Andreas Xenofontos

Intensive Care Units (ICUs) Admissions in the USA

Project Summary

The goal of this project was to identify a research question of interest that will guide the rest of the analysis and investigate that research question using data visualization techniques. I decided to explore the following question: “Based on the ICU admissions source, how do adult patients with AIDS compare to those with Leukemia vary by ethnicity?”


Intensive Care Units (ICUs) often lack verified medical histories for incoming patients. A patient in distress or a patient who is brought in confused or unresponsive may not be able to provide information about chronic conditions such as heart disease, injuries, or diabetes. Knowledge about chronic conditions can inform clinical decisions about patient care and ultimately improve patient outcomes. The dataset in excel had a lot of information and I decided to clean it and focus only on the variables I was interested in. For more information about the dataset, click here.
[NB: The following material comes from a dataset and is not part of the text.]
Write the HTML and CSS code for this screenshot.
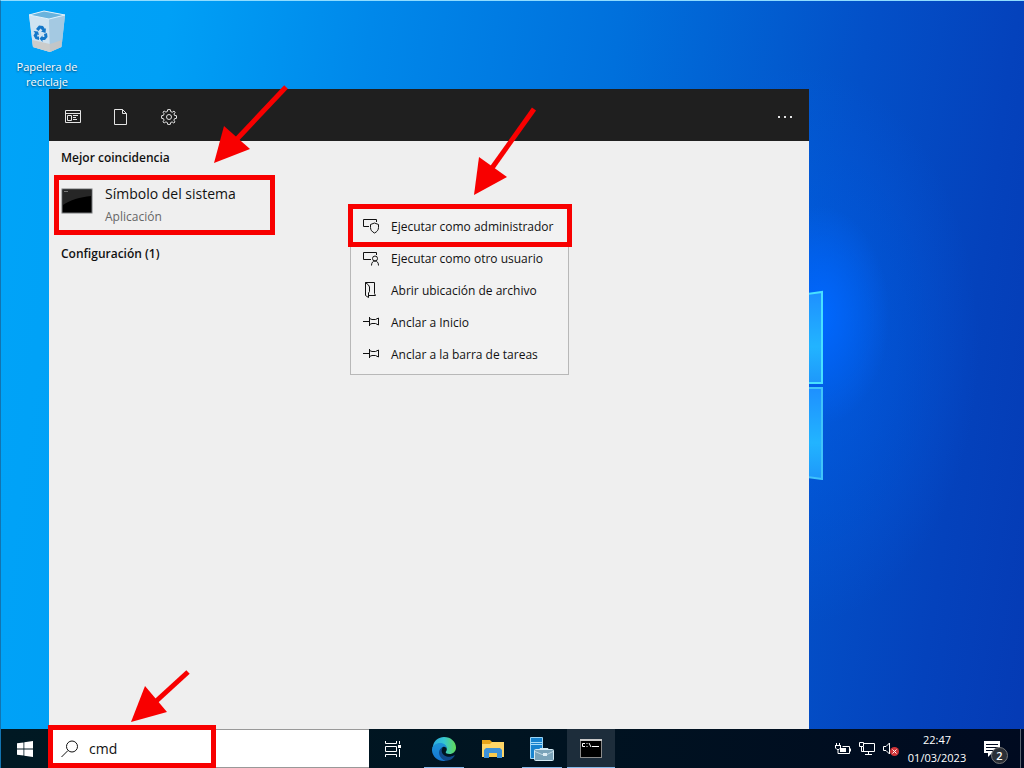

Comparison of patients with AIDS or Leukemia

The first visualization presents a time series graph contrasting the trends of AIDS and Leukemia. As we can see, most people that were born between 1960 to 1985 are diagnosed with AIDS, while most of those with Leukemia were born between 1935 to 1960. A possible explanation for the different time periods in which each disease peaked can be related to a lack of education, and the social stigma that accompanies AIDS carriers.

Diagnosis of Leukemia based on ICU admission source

The second visualization shows patients diagnosed with Leukemia based on their ICU admission source. Specifically, we can observe that 97% of the patients are entering the ICU through three sources. The first source is Accident & Emergency with 51%, followed by Floors with 32% and Operating Room/Recovery with 14%.

Comparison of patients based on their Ethnicity

This visualization is used to compare the two different groups of patients, considering their ethnicity. We have noteworthy high percentages for Caucasians in both Leukemia and Aids patients with 80% and 51.9% respectively.


One of the biggest takeaways of this visualization project is that the Admission & Emergency and Floor are the main ICU admission source for both AIDS and Leukemia patients. We see a tremendous difference in the percentage of Caucasian compared to other races. This can be connected with the white privilege debate, suggesting a disparity in the quality of health care delivered to Caucasian and non-Caucasians. Lastly, the time series plot has shown that a potential reason for the huge time difference between the two diseases is the social stigma and lack of education for AIDS patients.